Visiting architect and artist Curtis Roth’s current show at Akademie Schloss Solitude feels like coming to a party too late and finding only Diet Coke. The visitor is uncertain: Is he looking at the exhibition itself or just the aftermath of something that happened earlier? With his keen sense for the absurd, Roth this time pays tribute to the »dark labor« of an anonymous online crowd, one that he already interacted with through an online model of the exhibition before the actual physical show. What makes attention valuable? Can bots be an audience? The answer might have something to do with cats.

Clara Herrmann: You work as an artist, designer, and teacher in the field of architecture. What is your approach to architecture – and what is the role of art in your projects?

Curtis Roth: What I find most interesting about architecture is that it can’t entirely consolidate a justification for its existence through a recourse to creative culture, nor through a recourse to the economies of building alone. In other words, neither the art world, nor the world of real estate really needs architects, and yet nevertheless we have plenty of them. This peculiar circumstance leaves us narrating architecture’s histories, theorizing its aesthetic ambitions, or teaching its disciplinary techniques largely in cultural terms, even while most of us pay our rent by acting as (more-or-less superfluous) service professionals. So my work deals with the strange moments in which architecture’s metaphysical alibis come into contact with the banal bureaucracies of professional practice such as office organizations, legal responsibilities, or the operating protocols of proprietary software platforms. For me these moments are fundamental to the nature of architecture itself.

Curtis Roth, studio visit »Cats, Bots & Dark Labour«, 2017

Some Dark Products, Curtis Roth, Publication, 2017

CH: Digital technologies and network culture have a great impact on architecture. Whereas some architects investigate on the exchange between material and immaterial systems, others are not so engaged with the »digital« and consciously decide to draw by hand and work with handmade objects. Where do you position yourself?

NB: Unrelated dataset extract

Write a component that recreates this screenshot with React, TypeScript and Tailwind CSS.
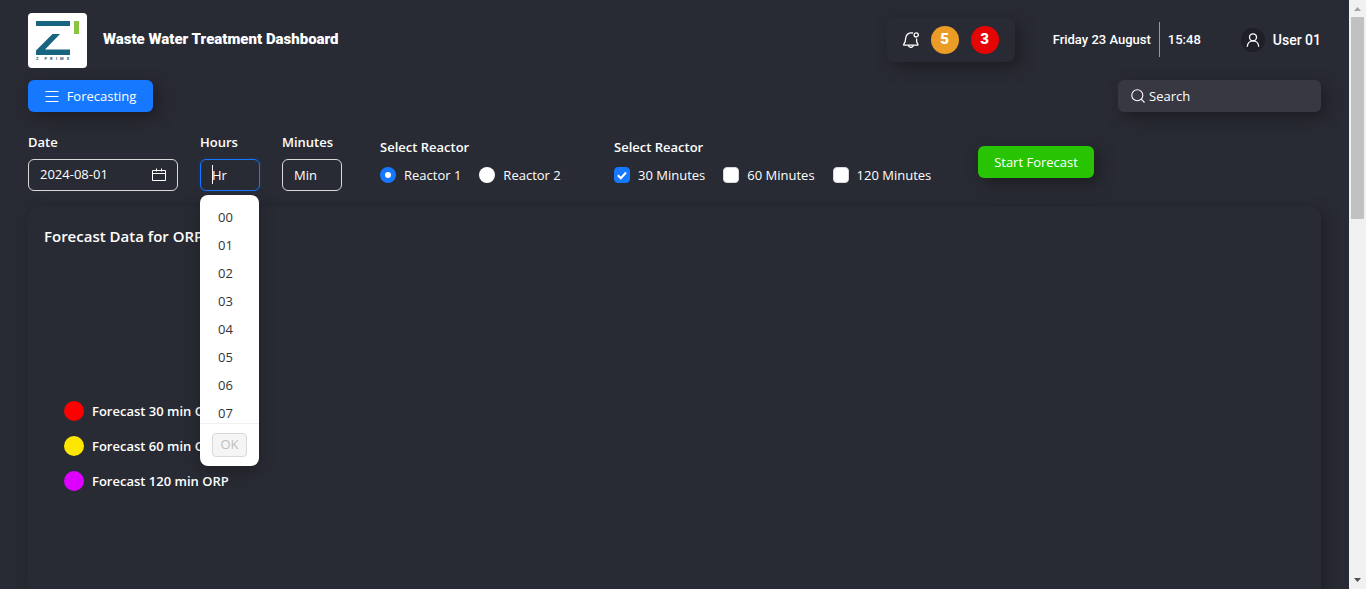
import { useState } from "react";

const hours = ["00", "01", "02", "03", "04", "05", "06", "07"];

const legend = [
  { label: "Forecast 30 min ORP", dot: "bg-[#ff0000]" },
  { label: "Forecast 60 min ORP", dot: "bg-[#ffe600]" },
  { label: "Forecast 120 min ORP", dot: "bg-[#dd00ff]" },
];

const softShadow = "shadow-[5px_5px_15px_rgba(28,28,32,0.9)]";

function Logo() {
  return (
    <div className="h-[55px] w-[59px] rounded bg-white">
      <svg viewBox="0 0 59 55" className="h-full w-full" role="img" aria-label="Z Prime">
        <path fill="#17657f" d="M8 8h34v5H8zM24.500 21H32L17 36.500h25V42H8v-4.500z" />
        <path fill="#8bc540" d="M46 8h5v13h-5z" />
        <text y="47" fill="#17657f" fontSize="4" fontWeight="800">
          <tspan x="8">Z</tspan>
          <tspan x="16.500">P</tspan>
          <tspan x="22">R</tspan>
          <tspan x="28">I</tspan>
          <tspan x="32">M</tspan>
          <tspan x="39">E</tspan>
        </text>
      </svg>
    </div>
  );
}

function MenuIcon() {
  return (
    <svg viewBox="0 0 14 14" className="size-3.5 shrink-0" fill="none" stroke="currentColor">
      <path d="M.5 2.500h13M.5 7.500h13M.5 12.500h13" />
    </svg>
  );
}

function SearchIcon() {
  return (
    <svg viewBox="0 0 14 14" className="size-3.5 shrink-0" fill="none" stroke="currentColor" strokeWidth="1.100">
      <circle cx="6.300" cy="6.300" r="5.500" />
      <path d="M10.200 10.200l3.300 3.300" />
    </svg>
  );
}

function CalendarIcon() {
  return (
    <svg viewBox="0 0 14 14" className="size-3.5 shrink-0" fill="none" stroke="currentColor">
      <path d="M.5 2.500h13v10H.5zM.5 5.500h13M4.500 .5v3M9.500 .5v3" />
    </svg>
  );
}

function BellIcon() {
  return (
    <svg viewBox="0 0 16 16" className="size-4" fill="none" stroke="currentColor" strokeWidth="1.300">
      <path d="M10 1C6 .2 3 2.400 2.700 6L2.200 9.500.8 12.200v.9h14v-.9L13.600 9.500V6.500" />
      <circle cx="13.200" cy="2.900" r="2.100" />
      <path d="M5.300 13.200c.3 1.500 1.300 2.200 2.600 2.200s2.300-.7 2.600-2.200" />
    </svg>
  );
}

function UserIcon() {
  return (
    <svg viewBox="0 0 14 14" className="size-3.5" fill="none" stroke="currentColor" strokeWidth="1.300">
      <circle cx="7" cy="4.300" r="3.500" />
      <path d="M1.300 13.800C1.400 10.200 3.800 7.900 7 7.900s5.600 2.300 5.700 5.900" />
    </svg>
  );
}

function Header() {
  return (
    <header className="flex items-center justify-between font-['Roboto',sans-serif]">
      <div className="flex items-center gap-4">
        <Logo />
        <h1 className="pb-0.5 text-[15px] font-black">Waste Water Treatment Dashboard</h1>
      </div>
      <div className="flex items-center pb-0.5">
        <div className={`mr-[38px] flex items-center gap-3 rounded-lg px-4 py-2 ${softShadow}`}>
          <button type="button" aria-label="Notifications">
            <BellIcon />
          </button>
          <span className="flex size-7 items-center justify-center rounded-full bg-[#eb9c27] text-[15px] font-black">5</span>
          <span className="flex size-7 items-center justify-center rounded-full bg-[#e60505] text-[15px] font-black">3</span>
        </div>
        <div className="mr-10 flex items-center text-[13px] font-medium">
          <span className="pr-2">Friday 23 August</span>
          <span className="flex h-[35px] items-center border-l border-[#999] pl-2">15:48</span>
        </div>
        <div className="flex items-center gap-2 text-sm font-medium">
          <span className="flex size-6 items-center justify-center rounded-full bg-[#1e1f27]">
            <UserIcon />
          </span>
          User 01
        </div>
      </div>
    </header>
  );
}

function HourField() {
  const [hour, setHour] = useState("");
  return (
    <div className="relative flex flex-col gap-[7px]">
      <label htmlFor="hours" className="font-semibold leading-5">Hours</label>
      <input
        id="hours"
        value={hour}
        onChange={(e) => setHour(e.target.value)}
        placeholder="Hr"
        className="h-8 w-[60px] rounded-md border border-[#1677ff] px-[11px] caret-transparent shadow-[0_0_0_2px_rgba(5,80,200,0.1)] outline-none placeholder:text-white"
      />
      <span className="absolute left-3 top-[33px] h-[19px] w-px bg-white" />
      <div className="absolute left-0 top-[63px] z-10 w-[59px] rounded-lg bg-white pt-2 text-[#333] shadow-[0_6px_16px_rgba(0,0,0,0.25)]">
        <ul className="h-[220px] overflow-hidden">
          {hours.map((h) => (
            <li key={h}>
              <button type="button" onClick={() => setHour(h)} className="block h-7 w-full pl-[18px] pt-0.5 text-left">
                {h}
              </button>
            </li>
          ))}
        </ul>
        <div className="flex h-[43px] items-center border-t border-[#f0f0f0] px-3">
          <button type="button" disabled className="h-6 w-[35px] rounded border border-[#d9d9d9] bg-[#f5f5f5] text-[#bfbfbf]">
            OK
          </button>
        </div>
      </div>
    </div>
  );
}

function Filters() {
  const [reactor, setReactor] = useState("Reactor 1");
  const [spans, setSpans] = useState(["30 Minutes"]);
  const toggle = (s: string) =>
    setSpans((prev) => (prev.includes(s) ? prev.filter((p) => p !== s) : [...prev, s]));

  return (
    <section className="flex items-start pt-5">
      <div className="flex gap-[22px]">
        <div className="flex flex-col gap-[7px]">
          <label htmlFor="date" className="font-semibold leading-5">Date</label>
          <div className="flex h-8 w-[150px] items-center rounded-md border border-[#d9d9d9] px-[11px]">
            <input id="date" defaultValue="2024-08-01" className="w-full min-w-0 outline-none" />
            <CalendarIcon />
          </div>
        </div>
        <HourField />
        <div className="flex flex-col gap-[7px]">
          <label htmlFor="minutes" className="font-semibold leading-5">Minutes</label>
          <input
            id="minutes"
            placeholder="Min"
            className="h-8 w-[60px] rounded-md border border-[#d9d9d9] px-[11px] outline-none placeholder:text-white"
          />
        </div>
      </div>

      <fieldset className="ml-[38px] w-[234px] pt-[5px]">
        <legend className="contents font-semibold">
          <span className="block leading-5">Select Reactor</span>
        </legend>
        <div className="mt-2 flex gap-[18px]">
          {["Reactor 1", "Reactor 2"].map((r) => (
            <label key={r} className="flex items-center gap-2 leading-5">
              <input
                type="radio"
                name="reactor"
                checked={reactor === r}
                onChange={() => setReactor(r)}
                className="size-4 appearance-none rounded-full bg-white checked:border-5 checked:border-[#1677ff]"
              />
              {r}
            </label>
          ))}
        </div>
      </fieldset>

      <fieldset className="w-[364px] pt-[5px]">
        <legend className="contents font-semibold">
          <span className="block leading-5">Select Reactor</span>
        </legend>
        <div className="mt-2 flex gap-[18px]">
          {["30 Minutes", "60 Minutes", "120 Minutes"].map((s) => (
            <label key={s} className="flex items-center gap-2 leading-5">
              <span className="grid size-4">
                <input
                  type="checkbox"
                  checked={spans.includes(s)}
                  onChange={() => toggle(s)}
                  className="col-start-1 row-start-1 size-4 appearance-none rounded border border-[#d9d9d9] bg-white checked:border-[#1677ff] checked:bg-[#1677ff]"
                />
                <svg viewBox="0 0 16 16" className="pointer-events-none col-start-1 row-start-1 size-4">
                  <path d="M3.800 8.200l3 3L12 5.500" fill="none" stroke="#fff" strokeWidth="2" />
                </svg>
              </span>
              {s}
            </label>
          ))}
        </div>
      </fieldset>

      <button type="button" className={`mt-3.5 h-8 w-[116px] rounded-md bg-[#28c404] pt-0.5 ${softShadow}`}>
        Start Forecast
      </button>
    </section>
  );
}

function Scrollbar() {
  return (
    <div className="flex w-[17px] shrink-0 flex-col items-center justify-between bg-[#f1f1f1]" aria-hidden="true">
      <div className="flex flex-col items-center">
        <svg viewBox="0 0 17 17" className="size-[17px]">
          <path d="M5 11h7L8.500 7z" fill="#a3a3a3" />
        </svg>
        <div className="h-[202px] w-[13px] bg-[#c1c1c1]" />
      </div>
      <svg viewBox="0 0 17 17" className="size-[17px]">
        <path d="M5 6h7L8.500 10z" fill="#505050" />
      </svg>
    </div>
  );
}

export default function App() {
  return (
    <div className="flex h-screen overflow-hidden bg-[#292b34] font-['Segoe_UI','Open_Sans',sans-serif] text-[13px] text-white">
      <main className="flex min-w-0 flex-1 flex-col px-7 pt-[13px]">
        <Header />
        <div className="mt-3 flex items-center justify-between">
          <button
            type="button"
            className={`flex h-8 w-[125px] items-center justify-center gap-2 rounded-md bg-[#1677ff] ${softShadow}`}
          >
            <MenuIcon />
            <span className="pt-0.5">Forecasting</span>
          </button>
          <label className={`flex h-8 w-[203px] items-center gap-1 rounded-md bg-[#383843] px-[13px] ${softShadow}`}>
            <SearchIcon />
            <input
              type="text"
              aria-label="Search"
              placeholder="Search"
              className="w-full min-w-0 pt-0.5 outline-none placeholder:text-white"
            />
          </label>
        </div>
        <Filters />
        <section className="mt-4 flex-1 rounded-t-[10px] px-4 pt-[17px] shadow-[4px_4px_14px_rgba(28,28,32,0.8)]">
          <h2 className="text-[15px] font-semibold leading-6">Forecast Data for ORP</h2>
          <ul className="mt-[153px] flex flex-col gap-[15px] pl-5">
            {legend.map((item) => (
              <li key={item.label} className="flex items-center gap-2 font-semibold leading-5">
                <span className={`size-5 rounded-full ${item.dot}`} />
                {item.label}
              </li>
            ))}
          </ul>
        </section>
      </main>
      <Scrollbar />
    </div>
  );
}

CR: It’s a really interesting question, but not because I ever chose to use digital technologies over more traditional analogue methods, but rather, because it was a choice that was foreclosed to me from the very beginning. At the risk of sounding slightly too grandiose, I think that my friends and I are part of the first generation of architects to never know anything but the computer. I probably couldn’t hand-draw a building to save my own life.

I would argue that this ubiquity of digital methods allows us to relate to computation today in more nuanced ways. We’re less burdened with an anxiety about what might be lost through the use of digital tools, and we don’t necessarily feel the need to justify the use of these tools through their potential to produce novelty. In this sense, the computer can be just as boring as anything else, and that’s a real relief.

»We’re less burdened with an anxiety about what might be lost through the use of digital tools, and we don’t necessarily feel the need to justify the use of these tools through their potential to produce novelty. In this sense, the computer can be just as boring as anything else, and that’s a real relief.«

For me personally, this has led to an attempt to look at computation’s role in architecture less in terms of what it allows us to produce, and more in terms of how it organizes the typically banal labor of architectural production in strange, and often, invisible ways.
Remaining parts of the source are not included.